#### [Short problem]
Leave out the pictures, and write out exactly the lines from the beginning of the material to the line holding "FaDownload, FaRegHeart, FaStar", that line included, and nothing else.

#### [Given data]
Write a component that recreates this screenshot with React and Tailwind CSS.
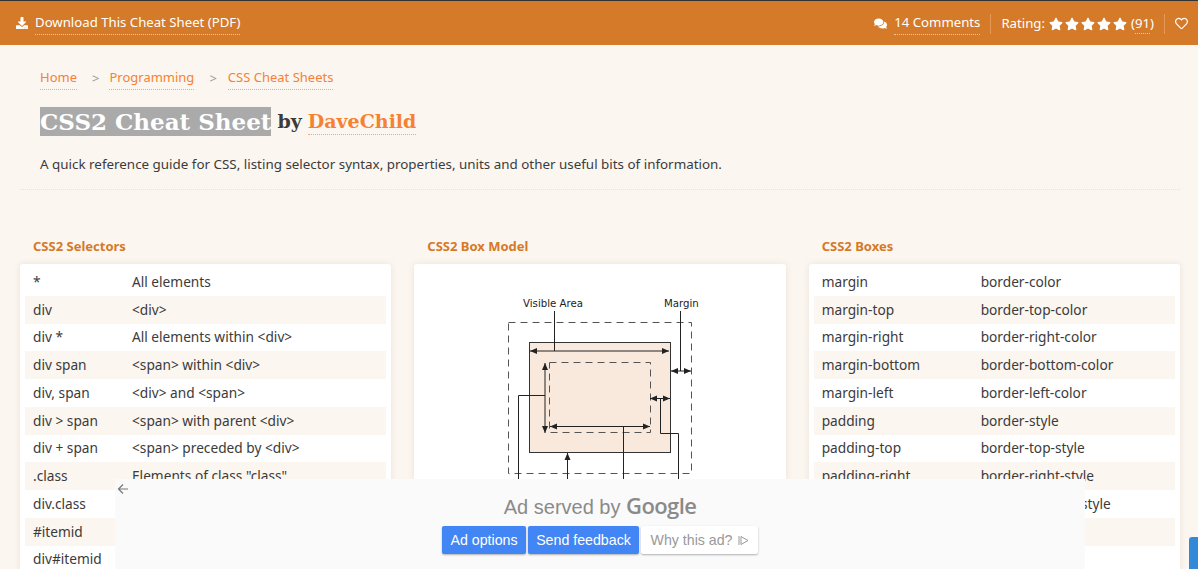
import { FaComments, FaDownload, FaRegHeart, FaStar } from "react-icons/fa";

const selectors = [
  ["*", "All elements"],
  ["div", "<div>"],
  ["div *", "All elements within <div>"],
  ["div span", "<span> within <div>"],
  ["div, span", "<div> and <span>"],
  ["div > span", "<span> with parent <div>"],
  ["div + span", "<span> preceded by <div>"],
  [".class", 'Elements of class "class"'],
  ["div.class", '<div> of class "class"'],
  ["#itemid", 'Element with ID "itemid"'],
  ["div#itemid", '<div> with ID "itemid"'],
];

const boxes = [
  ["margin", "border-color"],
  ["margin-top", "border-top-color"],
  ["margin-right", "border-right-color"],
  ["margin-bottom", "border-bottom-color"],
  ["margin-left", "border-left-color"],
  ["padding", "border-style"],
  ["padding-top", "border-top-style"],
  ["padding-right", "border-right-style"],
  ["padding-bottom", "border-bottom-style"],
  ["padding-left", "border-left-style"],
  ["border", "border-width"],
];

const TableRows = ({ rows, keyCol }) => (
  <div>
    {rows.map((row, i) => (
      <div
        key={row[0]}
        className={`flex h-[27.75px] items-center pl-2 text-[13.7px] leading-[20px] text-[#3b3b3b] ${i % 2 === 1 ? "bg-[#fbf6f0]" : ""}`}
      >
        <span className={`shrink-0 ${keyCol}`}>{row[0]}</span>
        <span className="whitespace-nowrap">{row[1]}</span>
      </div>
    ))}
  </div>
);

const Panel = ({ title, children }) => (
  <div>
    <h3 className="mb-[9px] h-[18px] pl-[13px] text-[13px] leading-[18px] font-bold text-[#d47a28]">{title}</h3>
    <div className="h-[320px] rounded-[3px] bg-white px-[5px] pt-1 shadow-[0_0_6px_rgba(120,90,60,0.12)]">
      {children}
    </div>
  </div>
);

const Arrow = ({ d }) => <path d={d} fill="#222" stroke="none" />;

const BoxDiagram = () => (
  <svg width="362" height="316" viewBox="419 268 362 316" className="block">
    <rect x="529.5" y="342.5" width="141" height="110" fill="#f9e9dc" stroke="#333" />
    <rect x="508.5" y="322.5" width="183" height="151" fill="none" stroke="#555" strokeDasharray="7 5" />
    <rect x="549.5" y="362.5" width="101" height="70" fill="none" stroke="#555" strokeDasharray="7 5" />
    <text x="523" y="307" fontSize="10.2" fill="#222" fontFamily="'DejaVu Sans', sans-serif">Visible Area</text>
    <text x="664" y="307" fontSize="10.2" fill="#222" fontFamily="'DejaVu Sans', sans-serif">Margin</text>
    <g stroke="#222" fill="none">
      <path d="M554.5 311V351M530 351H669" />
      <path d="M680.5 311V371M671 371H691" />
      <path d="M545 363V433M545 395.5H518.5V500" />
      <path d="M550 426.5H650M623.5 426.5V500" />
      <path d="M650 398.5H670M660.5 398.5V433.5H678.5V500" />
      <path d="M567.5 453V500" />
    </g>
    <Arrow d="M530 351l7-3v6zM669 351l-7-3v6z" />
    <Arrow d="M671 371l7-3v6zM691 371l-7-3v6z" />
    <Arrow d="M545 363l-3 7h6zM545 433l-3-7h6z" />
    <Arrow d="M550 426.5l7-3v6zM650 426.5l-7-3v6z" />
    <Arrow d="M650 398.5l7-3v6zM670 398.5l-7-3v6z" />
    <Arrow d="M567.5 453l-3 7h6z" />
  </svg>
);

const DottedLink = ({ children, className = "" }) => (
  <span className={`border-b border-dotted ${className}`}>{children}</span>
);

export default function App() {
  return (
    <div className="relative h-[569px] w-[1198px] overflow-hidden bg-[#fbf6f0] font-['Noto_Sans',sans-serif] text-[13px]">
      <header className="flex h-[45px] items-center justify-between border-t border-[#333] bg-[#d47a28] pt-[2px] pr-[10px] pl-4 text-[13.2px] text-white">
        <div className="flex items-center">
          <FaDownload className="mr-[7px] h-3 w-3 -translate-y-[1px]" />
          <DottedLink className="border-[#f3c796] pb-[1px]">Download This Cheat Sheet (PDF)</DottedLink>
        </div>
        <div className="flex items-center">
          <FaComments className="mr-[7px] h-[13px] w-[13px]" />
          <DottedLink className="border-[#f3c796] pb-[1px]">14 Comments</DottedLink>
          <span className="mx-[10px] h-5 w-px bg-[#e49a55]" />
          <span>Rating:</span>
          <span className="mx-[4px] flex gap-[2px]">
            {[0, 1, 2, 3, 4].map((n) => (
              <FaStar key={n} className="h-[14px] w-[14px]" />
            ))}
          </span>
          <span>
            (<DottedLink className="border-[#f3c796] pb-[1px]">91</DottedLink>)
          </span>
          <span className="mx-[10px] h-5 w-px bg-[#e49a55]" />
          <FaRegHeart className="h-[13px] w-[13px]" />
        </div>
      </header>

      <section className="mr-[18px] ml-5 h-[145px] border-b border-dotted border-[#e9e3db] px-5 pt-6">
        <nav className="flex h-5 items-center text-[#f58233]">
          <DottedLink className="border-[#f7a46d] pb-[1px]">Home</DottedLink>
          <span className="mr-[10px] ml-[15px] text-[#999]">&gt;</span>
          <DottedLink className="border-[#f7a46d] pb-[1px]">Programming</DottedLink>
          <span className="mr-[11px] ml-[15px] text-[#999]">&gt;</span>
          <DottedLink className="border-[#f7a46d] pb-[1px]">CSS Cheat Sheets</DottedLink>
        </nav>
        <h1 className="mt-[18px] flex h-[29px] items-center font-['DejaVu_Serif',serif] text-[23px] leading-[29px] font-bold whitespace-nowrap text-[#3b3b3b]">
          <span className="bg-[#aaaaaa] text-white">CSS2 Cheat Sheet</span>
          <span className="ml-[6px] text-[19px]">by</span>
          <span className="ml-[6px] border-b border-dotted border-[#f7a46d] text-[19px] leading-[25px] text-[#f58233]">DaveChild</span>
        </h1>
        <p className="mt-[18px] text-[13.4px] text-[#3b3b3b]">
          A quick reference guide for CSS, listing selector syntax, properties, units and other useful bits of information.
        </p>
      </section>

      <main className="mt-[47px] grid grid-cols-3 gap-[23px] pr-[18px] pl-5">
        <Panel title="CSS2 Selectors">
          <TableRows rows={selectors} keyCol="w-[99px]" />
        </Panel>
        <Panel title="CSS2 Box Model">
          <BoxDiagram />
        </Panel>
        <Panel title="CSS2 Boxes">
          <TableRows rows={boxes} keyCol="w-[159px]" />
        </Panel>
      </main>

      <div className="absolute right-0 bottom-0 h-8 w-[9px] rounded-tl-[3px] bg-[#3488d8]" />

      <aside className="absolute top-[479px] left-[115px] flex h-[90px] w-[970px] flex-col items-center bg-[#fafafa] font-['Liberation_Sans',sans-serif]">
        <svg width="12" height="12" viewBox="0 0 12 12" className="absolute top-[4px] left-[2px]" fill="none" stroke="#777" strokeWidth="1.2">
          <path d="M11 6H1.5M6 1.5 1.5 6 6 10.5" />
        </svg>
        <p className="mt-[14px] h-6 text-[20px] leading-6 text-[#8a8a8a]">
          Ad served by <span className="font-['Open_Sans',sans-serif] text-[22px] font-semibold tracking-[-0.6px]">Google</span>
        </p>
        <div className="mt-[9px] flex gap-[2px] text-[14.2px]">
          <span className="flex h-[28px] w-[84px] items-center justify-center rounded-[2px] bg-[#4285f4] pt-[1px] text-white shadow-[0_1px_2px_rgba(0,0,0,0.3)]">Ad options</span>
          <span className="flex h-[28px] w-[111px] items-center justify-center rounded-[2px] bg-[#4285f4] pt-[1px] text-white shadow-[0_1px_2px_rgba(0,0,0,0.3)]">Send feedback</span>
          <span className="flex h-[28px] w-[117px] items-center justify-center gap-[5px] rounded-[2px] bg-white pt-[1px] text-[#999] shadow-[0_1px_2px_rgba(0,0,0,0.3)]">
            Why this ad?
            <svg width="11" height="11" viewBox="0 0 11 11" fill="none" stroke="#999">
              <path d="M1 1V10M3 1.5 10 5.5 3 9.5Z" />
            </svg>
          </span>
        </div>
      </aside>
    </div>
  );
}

#### [Response to this exercise]
Write a component that recreates this screenshot with React and Tailwind CSS.
import { FaComments, FaDownload, FaRegHeart, FaStar } from "react-icons/fa";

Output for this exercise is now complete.